I loaded my data into dc1. After loading completes, I set usable_regions to 2 so that the data is copied over dc3. After several hours, I checked the status using fdbcli and see this:

Data:
  Replication health     - Healthy (Rebalancing)
  Moving data            - 0.000 GB
  Sum of key-value sizes - 2.176 TB
  Disk space used        - 16.832 TB

It looks like the data movement completed. However, when checking status json, the data version difference is still -495671 (I expect it to be 0 since two data centers should have exactly the same data). My questions are:

  1. If the data movement completed, why the data version difference is not zero? If data is still moving, how could I know when the movement completes?
  2. Sometimes I see the data version difference is positive, sometimes it is negative. What does that mean? How the data version difference is computed then?
1 Like
(Alex Miller) #2

Versions advance with time, and thus the version at the primary will always be ahead of the secondary.

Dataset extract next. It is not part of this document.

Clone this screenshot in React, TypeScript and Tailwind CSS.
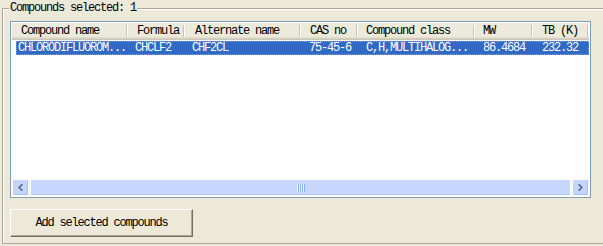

DatacenterVersionDifference is calculated by pinging the local and remote TLogs and asking them for what version they have, and then subtracting. Depending on the latencies of local vs remote, it’s possible that by the time the remote receives the packet and replies, that it’s actually fetched versions greater than what local had when we started. Thus it shows up as negative.

DatacenterVersionDifference is mostly just useful as a rough approximation of “am I caught up”. If it’s less than 5,000,000, then you’re probably caught up.

1 Like